From Proto-Celtic *dus-, from Proto-Indo-European *dus-.

Alternative forms

Prefix

do-

      1. impossible, extremely difficult
      2. ill, evil 

Old Irish fer "man", Wiktionary

This is not to assert consanguinity between Ancient Greek and Proto-Celtic (Brythonic, Old Welsh, etc.) or any other language mentioned in this post.  During the next few months, in Sino-Platonic Papers and on Language Log, as I have in the past, I will publish a considerable amount of comparative data between Old Celtic and other languages of the same time frame.  Readers may make of it what they will.  (Here is not the place to rehearse / rehash the abundant archeological data for trans-Eurasian exchange [bronze, wheat, horses, chariots etc.] during the Late Neolithic, Bronze Age, and Iron Age.)

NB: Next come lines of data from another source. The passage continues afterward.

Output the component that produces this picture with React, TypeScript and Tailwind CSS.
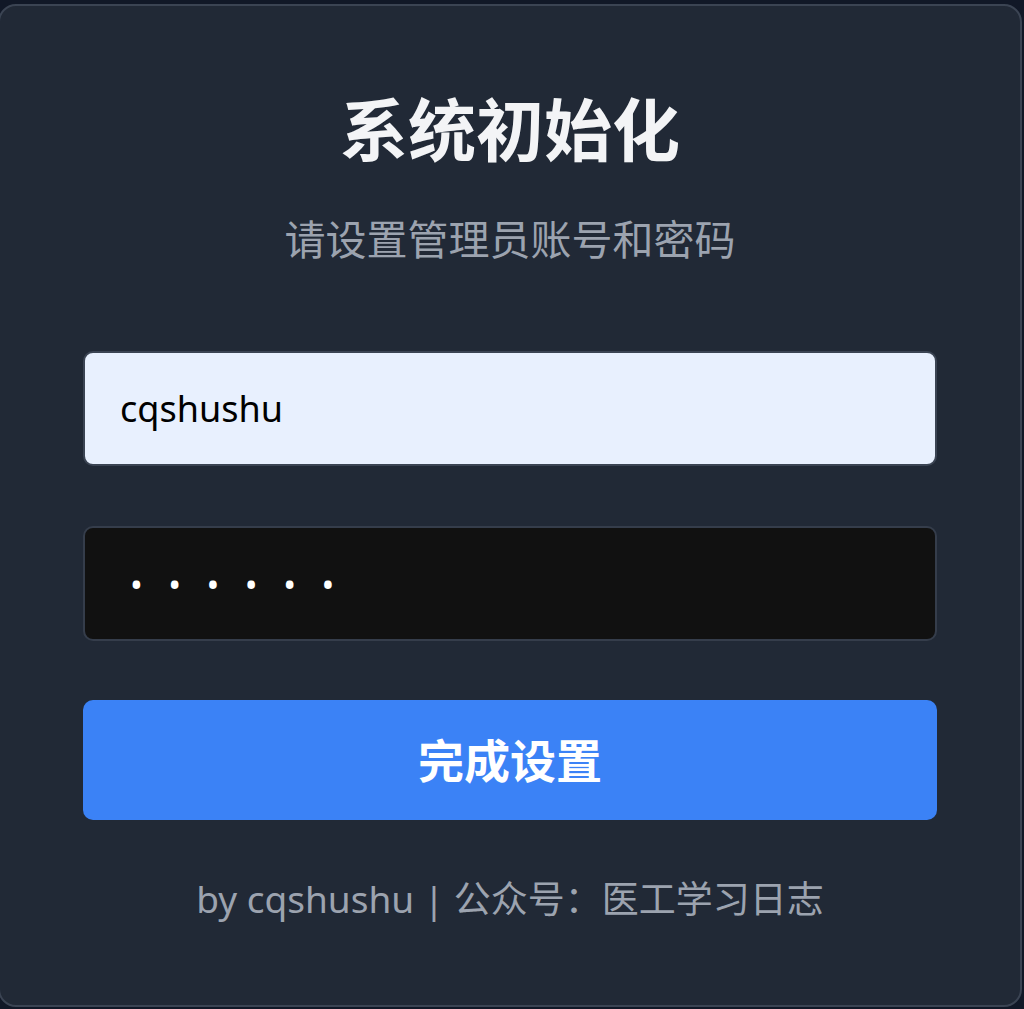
import { useState } from "react";

const font = { fontFamily: '"Noto Sans", "Noto Sans CJK SC", sans-serif' };

const App = () => {
  const [username, setUsername] = useState("cqshushu");
  const [password, setPassword] = useState("123456");

  return (
    <div
      className="h-[1009px] w-full overflow-hidden bg-[#111827] pt-[4px]"
      style={font}
    >
      <div className="ml-[-2px] mr-[2px] h-[1003px] rounded-[18px] border-2 border-[#3b4453] bg-[#212936] px-[83px] pt-[83px]">
        {/* Header */}
        <h1 className="text-center text-[68px] font-bold leading-[82px] text-[#f3f4f6]">
          系统初始化
        </h1>
        <p className="mt-[40px] text-center text-[41px] leading-[56px] text-[#9ca3af]">
          请设置管理员账号和密码
        </p>

        {/* Form */}
        <form className="mt-[84px] flex flex-col" onSubmit={(e) => e.preventDefault()}>
          <input
            type="text"
            value={username}
            onChange={(e) => setUsername(e.target.value)}
            className="h-[115px] w-full rounded-[10px] border-2 border-[#3b4453] bg-[#e8f0fe] px-[35px] text-[36px] text-black outline-none"
          />
          <input
            type="password"
            value={password}
            onChange={(e) => setPassword(e.target.value)}
            className="mt-[60px] h-[115px] w-full rounded-[10px] border-2 border-[#353d4b] bg-[#111111] px-[45px] text-[34px] tracking-[25.5px] text-white outline-none"
          />
          <button
            type="submit"
            className="mt-[59px] h-[120px] w-full rounded-[10px] bg-[#3b82f6] text-[46px] font-bold text-white"
          >
            完成设置
          </button>
        </form>

        <p className="mt-[53px] text-center text-[37px] leading-[52px] text-[#9ca3af]">
          by cqshushu | 公众号：医工学习日志
        </p>
      </div>
    </div>
  );
};

export default App;
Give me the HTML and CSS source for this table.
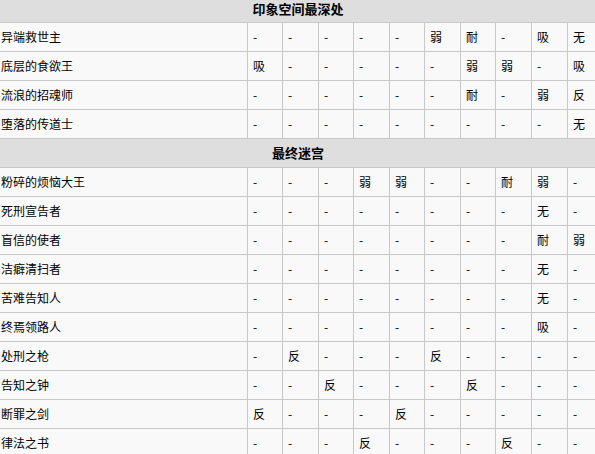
FILE: index.html
```html
<!DOCTYPE html>
<html lang="zh-CN">
<head>
<meta charset="utf-8">
<title>抗性表</title>
<link rel="stylesheet" href="styles.css">
</head>
<body>
<div class="table">
  <div class="row section"><div class="cell head first">印象空间最深处</div></div>
  <div class="row"><div class="cell name">异端救世主</div><div class="cell">-</div><div class="cell">-</div><div class="cell">-</div><div class="cell">-</div><div class="cell">-</div><div class="cell">弱</div><div class="cell">耐</div><div class="cell">-</div><div class="cell">吸</div><div class="cell">无</div></div>
  <div class="row"><div class="cell name">底层的食欲王</div><div class="cell">吸</div><div class="cell">-</div><div class="cell">-</div><div class="cell">-</div><div class="cell">-</div><div class="cell">-</div><div class="cell">弱</div><div class="cell">弱</div><div class="cell">-</div><div class="cell">吸</div></div>
  <div class="row"><div class="cell name">流浪的招魂师</div><div class="cell">-</div><div class="cell">-</div><div class="cell">-</div><div class="cell">-</div><div class="cell">-</div><div class="cell">-</div><div class="cell">耐</div><div class="cell">-</div><div class="cell">弱</div><div class="cell">反</div></div>
  <div class="row"><div class="cell name">堕落的传道士</div><div class="cell">-</div><div class="cell">-</div><div class="cell">-</div><div class="cell">-</div><div class="cell">-</div><div class="cell">-</div><div class="cell">-</div><div class="cell">-</div><div class="cell">-</div><div class="cell">无</div></div>
  <div class="row section"><div class="cell head">最终迷宫</div></div>
  <div class="row"><div class="cell name">粉碎的烦恼大王</div><div class="cell">-</div><div class="cell">-</div><div class="cell">-</div><div class="cell">弱</div><div class="cell">弱</div><div class="cell">-</div><div class="cell">-</div><div class="cell">耐</div><div class="cell">弱</div><div class="cell">-</div></div>
  <div class="row"><div class="cell name">死刑宣告者</div><div class="cell">-</div><div class="cell">-</div><div class="cell">-</div><div class="cell">-</div><div class="cell">-</div><div class="cell">-</div><div class="cell">-</div><div class="cell">-</div><div class="cell">无</div><div class="cell">-</div></div>
  <div class="row"><div class="cell name">盲信的使者</div><div class="cell">-</div><div class="cell">-</div><div class="cell">-</div><div class="cell">-</div><div class="cell">-</div><div class="cell">-</div><div class="cell">-</div><div class="cell">-</div><div class="cell">耐</div><div class="cell">弱</div></div>
  <div class="row"><div class="cell name">洁癖清扫者</div><div class="cell">-</div><div class="cell">-</div><div class="cell">-</div><div class="cell">-</div><div class="cell">-</div><div class="cell">-</div><div class="cell">-</div><div class="cell">-</div><div class="cell">无</div><div class="cell">-</div></div>
  <div class="row"><div class="cell name">苦难告知人</div><div class="cell">-</div><div class="cell">-</div><div class="cell">-</div><div class="cell">-</div><div class="cell">-</div><div class="cell">-</div><div class="cell">-</div><div class="cell">-</div><div class="cell">无</div><div class="cell">-</div></div>
  <div class="row"><div class="cell name">终焉领路人</div><div class="cell">-</div><div class="cell">-</div><div class="cell">-</div><div class="cell">-</div><div class="cell">-</div><div class="cell">-</div><div class="cell">-</div><div class="cell">-</div><div class="cell">吸</div><div class="cell">-</div></div>
  <div class="row"><div class="cell name">处刑之枪</div><div class="cell">-</div><div class="cell">反</div><div class="cell">-</div><div class="cell">-</div><div class="cell">-</div><div class="cell">反</div><div class="cell">-</div><div class="cell">-</div><div class="cell">-</div><div class="cell">-</div></div>
  <div class="row"><div class="cell name">告知之钟</div><div class="cell">-</div><div class="cell">-</div><div class="cell">反</div><div class="cell">-</div><div class="cell">-</div><div class="cell">-</div><div class="cell">反</div><div class="cell">-</div><div class="cell">-</div><div class="cell">-</div></div>
  <div class="row"><div class="cell name">断罪之剑</div><div class="cell">反</div><div class="cell">-</div><div class="cell">-</div><div class="cell">-</div><div class="cell">反</div><div class="cell">-</div><div class="cell">-</div><div class="cell">-</div><div class="cell">-</div><div class="cell">-</div></div>
  <div class="row"><div class="cell name">律法之书</div><div class="cell">-</div><div class="cell">-</div><div class="cell">-</div><div class="cell">反</div><div class="cell">-</div><div class="cell">-</div><div class="cell">-</div><div class="cell">反</div><div class="cell">-</div><div class="cell">-</div></div>
</div>
</body>
</html>
```

FILE: styles.css
```css
html, body {
  margin: 0;
  padding: 0;
  overflow: hidden;
  background: #ffffff;
}

body {
  font-family: "Noto Sans CJK SC", "Noto Sans", sans-serif;
  font-size: 12px;
  color: #000000;
}

.table {
  width: 603px;
}

.row {
  display: grid;
  grid-template-columns: 248px 35px 36px 35px 36px 35px 36px 35px 36px 36px 35px;
}

.row.section {
  grid-template-columns: 1fr;
}

.cell {
  box-sizing: border-box;
  height: 29px;
  line-height: 28px;
  padding-left: 5px;
  background: #f9f9f9;
  border-right: 1px solid #c8c8c8;
  border-bottom: 1px solid #c8c8c8;
  white-space: nowrap;
  overflow: hidden;
}

.cell.name {
  padding-left: 1px;
}

.cell.head {
  background: #dedede;
  text-align: center;
  font-weight: bold;
  font-size: 13px;
  padding-left: 0;
  padding-right: 6px;
}

.cell.head.first {
  height: 23px;
  line-height: 18px;
}
```
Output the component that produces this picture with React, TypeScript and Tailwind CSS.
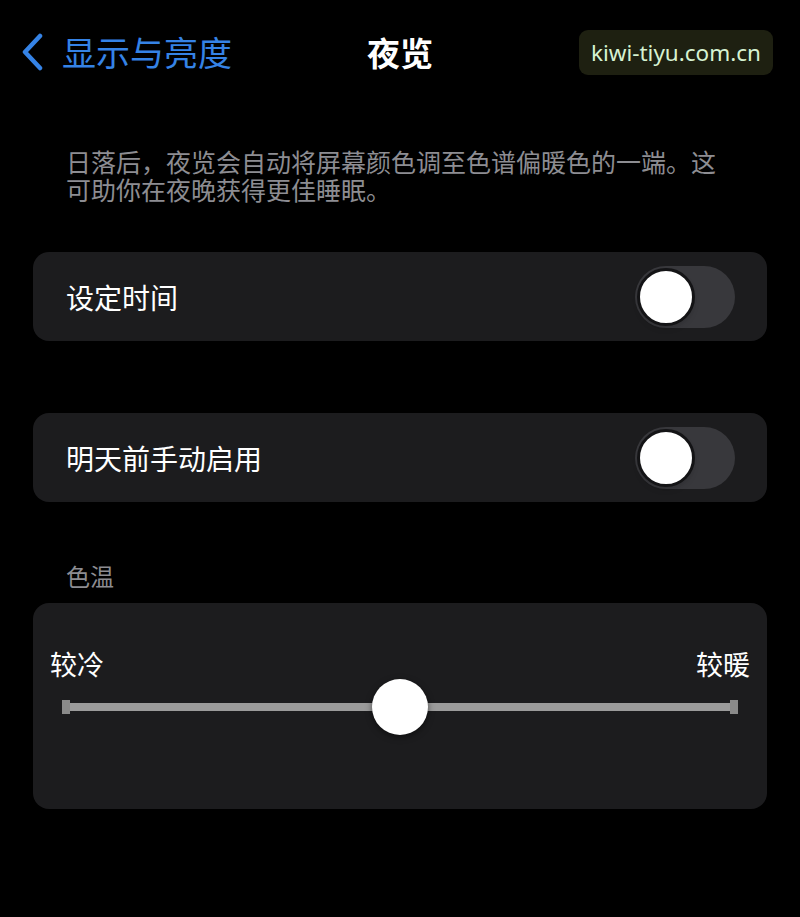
import { useState } from "react";

const cjk = {
  fontFamily:
    '"Noto Sans CJK SC", "Noto Sans", "Liberation Sans", sans-serif',
};

function Toggle({ on, onChange }: { on: boolean; onChange: () => void }) {
  return (
    <button
      onClick={onChange}
      className={`${on ? "bg-[#30d158] justify-end" : "bg-[#38383c] justify-start"} flex h-[62px] w-[100px] items-center rounded-full p-[2px]`}
    >
      <span className="block h-[58px] w-[58px] rounded-full border-[3px] border-[#141416] bg-white shadow-md" />
    </button>
  );
}

function Row({
  label,
  on,
  onChange,
}: {
  label: string;
  on: boolean;
  onChange: () => void;
}) {
  return (
    <div className="mx-[33px] flex h-[89px] items-center justify-between rounded-[16px] bg-[#1c1c1e] pr-[32px] pl-[33px]">
      <span className="text-[28px] leading-none text-white">{label}</span>
      <Toggle on={on} onChange={onChange} />
    </div>
  );
}

export default function App() {
  const [scheduled, setScheduled] = useState(false);
  const [manual, setManual] = useState(false);
  const [warmth] = useState(50);

  return (
    <div className="h-[917px] w-[800px] overflow-hidden bg-black" style={cjk}>
      {/* nav bar */}
      <header className="grid h-[104px] grid-cols-3 items-center">
        <div className="flex items-center gap-[18px] pl-[20px] text-[#3583e6]">
          <svg width="24" height="38" viewBox="0 0 24 38" fill="none">
            <path
              d="M20 3 L5 19 L20 35"
              stroke="currentColor"
              strokeWidth="4.5"
              strokeLinecap="round"
              strokeLinejoin="round"
            />
          </svg>
          <span className="text-[34px] leading-none whitespace-nowrap">
            显示与亮度
          </span>
        </div>
        <div className="text-center text-[33px] leading-none font-bold text-white">
          夜览
        </div>
        <div className="flex justify-end pr-[27px]">
          <span
            className="rounded-[9px] bg-[#1e2011] px-[12px] py-[7px] text-[22.5px] leading-[31px] text-[#d6f2d2]"
            style={{ fontFamily: '"Noto Sans", "Open Sans", sans-serif' }}
          >
            kiwi-tiyu.com.cn
          </span>
        </div>
      </header>

      <p className="mt-[43px] ml-[66px] w-[660px] text-[25px] leading-[28px] text-[#8d8d92]">
        日落后，夜览会自动将屏幕颜色调至色谱偏暖色的一端。这可助你在夜晚获得更佳睡眠。
      </p>

      <div className="mt-[49px]">
        <Row
          label="设定时间"
          on={scheduled}
          onChange={() => setScheduled(!scheduled)}
        />
      </div>

      <div className="mt-[72px]">
        <Row
          label="明天前手动启用"
          on={manual}
          onChange={() => setManual(!manual)}
        />
      </div>

      <div className="mt-[62px] pl-[66px] text-[24px] leading-none text-[#8d8d92]">
        色温
      </div>

      {/* colour temperature */}
      <div className="mx-[33px] mt-[15px] h-[206px] rounded-[16px] bg-[#1c1c1e] px-[17px] pt-[47px]">
        <div className="flex justify-between text-[27px] leading-none text-white">
          <span>较冷</span>
          <span>较暖</span>
        </div>
        <div className="relative mx-[12px] mt-[2px] flex h-[56px] items-center">
          <span className="h-[14px] w-[8px] bg-[#8a8a8a]" />
          <span className="h-[8px] flex-1 bg-[#9b9b9b]" />
          <span className="h-[14px] w-[8px] bg-[#8a8a8a]" />
          <span
            className="absolute top-0 h-[56px] w-[56px] -translate-x-1/2 rounded-full bg-white shadow-[0_2px_6px_rgba(0,0,0,0.5)]"
            style={{ left: `${warmth}%` }}
          />
        </div>
      </div>
    </div>
  );
}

Bottom line (for now):  Greek (δοῦλος [doûlos]), Latin (servus), and English (< "Slav") have completely separate words for "slave", and none of them point to a Proto-IE root meaning "slave(ry)" per se, leading me to believe that, if there were an IE root meaning "slave", it was something else entirely different from these common, widespread European terms.

The Proto-Indo-European (PIE) language may well have had a word for "slave" or "servant", reconstructed as \*h₃órbʰos, meaning "orphan" or "servant". This term was the source of words like the Proto-Slavic *orbъ, from which the modern word "robot" derives, and highlights the interconnectedness of status and servitude across Indo-European languages writ large.

 

Selected readings

[Thanks to Nicholas Sims-Williams, Jim Mallory, Doug Adams, Craig Melchert, Stephanie Jamison, Don Ringe; Asko Parpola, Melanie Malzahn, Hannes Fellner, Miriam Dexter, Ralph Rosen, Julie Wei, Marcel Erdal, Robert Drews, Michael Carasik, and Denis Mair for the data they have generously shared.  None of them are responsible for the comparisons I have indicated.]



1 Comment »

  1. David Marjanović said,

    October 24, 2025 @ 10:28 am

    This is not to assert consanguinity between Ancient Greek and Proto-Celtic (Brythonic, Old Welsh, etc.) or any other language mentioned in this post.

    A Greek cognate of the Old Irish word would have been written **du-wi-ro in Linear B.